Locked in State Spending


November 1988

Proposition 98

Provides for a minimum level of total spending (General Fund and local property taxes combined) on K-14 education in any given year. The required General Fund contribution is roughly 40 percent of the state’s budget.

March 2002

Proposition 42

Directs $1.5 billion in sales taxes on gasoline to transportation purposes. (Reflected as General Fund spending.)

November 2002

Proposition 49

Requires that the state spend a certain amount (currently $550 million) on afterschool programs.

November 2004

Proposition 1A

Restricts the Legislature from altering local government revenues in many cases. In prior years, the state took such actions which helped the state’s General Fund.

November 2006

Proposition 1A

Restricts the circumstances in which the Legislature could suspend the Proposition 42 transfer for transportation.
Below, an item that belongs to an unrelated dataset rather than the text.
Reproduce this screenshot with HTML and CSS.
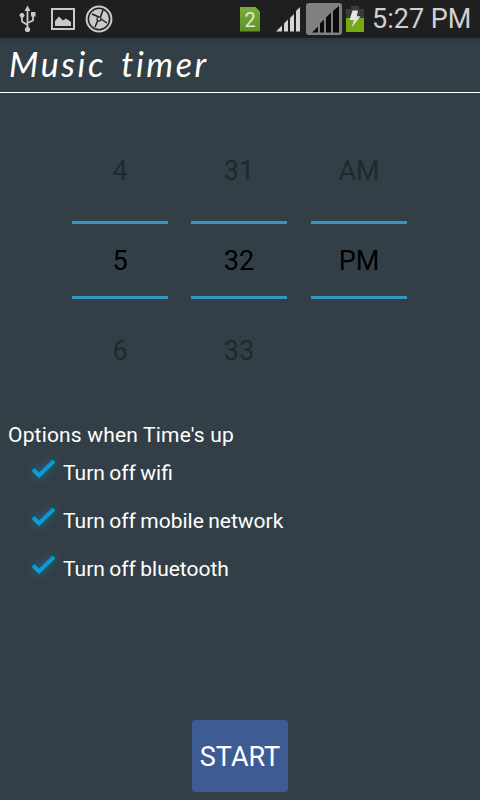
FILE: index.html
```
<!DOCTYPE html>
<html lang="en">
<head>
    <meta charset="UTF-8">
    <meta name="viewport" content="width=device-width, initial-scale=1.0">
    <title>Music timer</title>
    <link rel="stylesheet" href="styles.css">
</head>
<body>

    <div class="status-bar">
        <svg class="usb" width="18" height="28" viewBox="0 0 18 28">
            <path d="M8.5 4V24M8.5 20L3 16.5V11M8.5 18L14 15.5V10" fill="none" stroke="#c9c9c9" stroke-width="1.8"/>
            <path d="M8.5 0.5L11.5 6H5.5Z" fill="#c9c9c9"/>
            <circle cx="3" cy="10.3" r="2.4" fill="#c9c9c9"/>
            <rect x="12" y="7" width="4.5" height="4.5" fill="#c9c9c9"/>
            <circle cx="8.5" cy="24.5" r="2.6" fill="#c9c9c9"/>
        </svg>
        <svg class="gallery" width="24" height="22" viewBox="0 0 24 22">
            <rect x="1" y="1" width="22" height="20" fill="none" stroke="#c9c9c9" stroke-width="2"/>
            <path d="M4 18V13L8 8.5L12 12.5L15 10.5L20 14V18Z" fill="#c9c9c9"/>
        </svg>
        <svg class="disc" width="28" height="28" viewBox="0 0 28 28">
            <circle cx="14" cy="14" r="12.4" fill="none" stroke="#c9c9c9" stroke-width="2"/>
            <circle cx="14" cy="14" r="9.9" fill="#c9c9c9"/>
            <path d="M14 12L7 9M15 13L18 5M16 14L22 18M13 15L10 22" stroke="#1f1f1f" stroke-width="1.5"/>
            <circle cx="14" cy="14" r="2.6" fill="#1f1f1f"/>
            <circle cx="14" cy="14" r="1.4" fill="#c9c9c9"/>
        </svg>
        <div class="sim">2</div>
        <svg class="signal" width="25" height="25" viewBox="0 0 25 25">
            <path d="M0 24.5L6 18.5V24.5ZM8 24.5V16.5L12 12.5V24.5ZM14 24.5V11L18 7V24.5ZM20 24.5V4L24 0V24.5Z" fill="#d4d4d4"/>
        </svg>
        <svg class="signal-box" width="36" height="32" viewBox="0 0 36 32">
            <rect width="36" height="32" rx="3" fill="#808080"/>
            <path d="M6 29.5L12 23.5V29.5ZM14 29.5V20.5L18 16.5V29.5ZM20 29.5V14.5L25 9.5V29.5ZM27 29.5V8L33 3V29.5Z" fill="#0b0b0b"/>
        </svg>
        <svg class="battery" width="18" height="26" viewBox="0 0 18 26">
            <path d="M5 0H13V3H18V26H0V3H5Z" fill="#3b3b3b"/>
            <rect y="12" width="18" height="14" fill="#78a812"/>
            <path d="M6.5 4.5H12L10.8 10.2H14.5L5.6 21.5L8 14H3.5Z" fill="#e4e4e4"/>
        </svg>
        <span class="clock">5:27 PM</span>
    </div>

    <div class="header">
        <h1>Music timer</h1>
    </div>

    <div class="time-picker">
        <div class="picker">
            <div class="near">4</div>
            <div class="selected">5</div>
            <div class="near">6</div>
        </div>
        <div class="divider">:</div>
        <div class="picker">
            <div class="near">31</div>
            <div class="selected">32</div>
            <div class="near">33</div>
        </div>
        <div class="picker period">
            <div class="near">AM</div>
            <div class="selected">PM</div>
            <div class="near"></div>
        </div>
    </div>

    <div class="options">
        <div class="options-title">Options when Time's up</div>
        <label class="option">
            <svg class="check" width="32" height="32" viewBox="0 0 32 32"><path d="M6 16.5L12 22.5L27 8"/></svg>
            <span>Turn off wifi</span>
        </label>
        <label class="option">
            <svg class="check" width="32" height="32" viewBox="0 0 32 32"><path d="M6 16.5L12 22.5L27 8"/></svg>
            <span>Turn off mobile network</span>
        </label>
        <label class="option">
            <svg class="check" width="32" height="32" viewBox="0 0 32 32"><path d="M6 16.5L12 22.5L27 8"/></svg>
            <span>Turn off bluetooth</span>
        </label>
    </div>

    <button class="start">START</button>

</body>
</html>
```
FILE: styles.css
```
* {
    box-sizing: border-box;
}
body {
    display: flex;
    flex-direction: column;
    height: 800px;
    margin: 0;
    background-color: #333f47;
    color: white;
    font-family: Roboto, sans-serif;
    overflow: hidden;
}
.status-bar {
    display: flex;
    align-items: center;
    height: 38px;
    padding-left: 19px;
    background-color: #1f1f1f;
}
.status-bar svg {
    flex: none;
}
.gallery {
    margin-left: 14px;
}
.disc {
    margin-left: 10px;
}
.sim {
    width: 20px;
    height: 25px;
    margin-left: 127px;
    background: linear-gradient(#79ad37, #5c9428);
    clip-path: polygon(0 0, 15px 0, 100% 5px, 100% 100%, 0 100%);
    color: #e2e8dc;
    font-size: 20px;
    line-height: 27px;
    text-align: center;
}
.signal {
    margin-left: 16px;
}
.signal-box {
    margin-left: 5px;
}
.battery {
    margin-left: 4px;
}
.clock {
    margin-left: 8px;
    color: #d0d0d0;
    font-size: 27px;
    line-height: 38px;
    white-space: nowrap;
}
.header {
    height: 55px;
    border-bottom: 1px solid white;
    background: linear-gradient(#2c363d, #333f47 5px);
}
h1 {
    margin: 0;
    padding-left: 9px;
    font-family: "Segoe Print", "Bradley Hand", Lato, sans-serif;
    font-size: 34px;
    font-style: italic;
    font-weight: normal;
    letter-spacing: 2.6px;
    line-height: 51px;
    word-spacing: 5px;
}
.time-picker {
    display: flex;
    height: 270px;
    margin-top: 33px;
    padding-left: 72px;
    font-size: 27px;
    text-align: center;
}
.picker {
    width: 96px;
}
.period {
    margin-left: 24px;
}
.near {
    height: 95px;
    color: #20292f;
    line-height: 91px;
}
.selected {
    height: 78px;
    border-top: 3px solid #3398c0;
    border-bottom: 3px solid #3398c0;
    color: black;
    line-height: 74px;
}
.selected + .near {
    line-height: 104px;
}
.divider {
    width: 23px;
    color: #453f47;
    font-size: 18px;
    line-height: 268px;
}
.options {
    padding: 24px 8px 0;
    font-size: 21px;
}
.options-title {
    height: 29px;
    letter-spacing: 0.18px;
    line-height: 30px;
}
.option {
    display: flex;
    height: 48px;
    padding-left: 19px;
}
.option span {
    margin-left: 4px;
    line-height: 48px;
    word-spacing: -0.8px;
}
.check {
    margin-top: 4px;
    fill: none;
    stroke: #099bd2;
    stroke-width: 4;
    filter: drop-shadow(0 0 4px rgba(0, 155, 215, 0.6));
}
.start {
    width: 96px;
    height: 72px;
    margin: auto auto 8px;
    padding: 2px 0 0;
    border: none;
    border-radius: 4px;
    background-color: #3e5c93;
    color: white;
    font-family: Roboto, sans-serif;
    font-size: 27px;
}
```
Dedicated Tax Revenues. In recent years, there have been a number of approved propositions which raised tax revenues historically used for general purposes but instead dedicated them to specific purposes. As such, these measures restrict the Legislature’s authority to prioritize spending among programs in any particular year.

Locked in General Fund Spending. Other ballot measures have guaranteed that a certain portion of General Fund spending be dedicated to a specific purpose. These measures restrict the Legislature’s ability to alter the relative shares of General Fund spending provided to program areas in any given year.

Statutory Cost Drivers. In addition to the propositions described above, the Legislature has also enacted a variety of statutory formulas and other measures which create cost pressures or increase General Fund spending from year to year.


The Governor’s proposed budgetary reforms would make future budgeting even more complicated and represent a loss of legislative authority. In putting forward its proposal, however, the administration does raise some legitimate questions about how to better build up the state’s reserves in good times and maximize budgetary flexibility.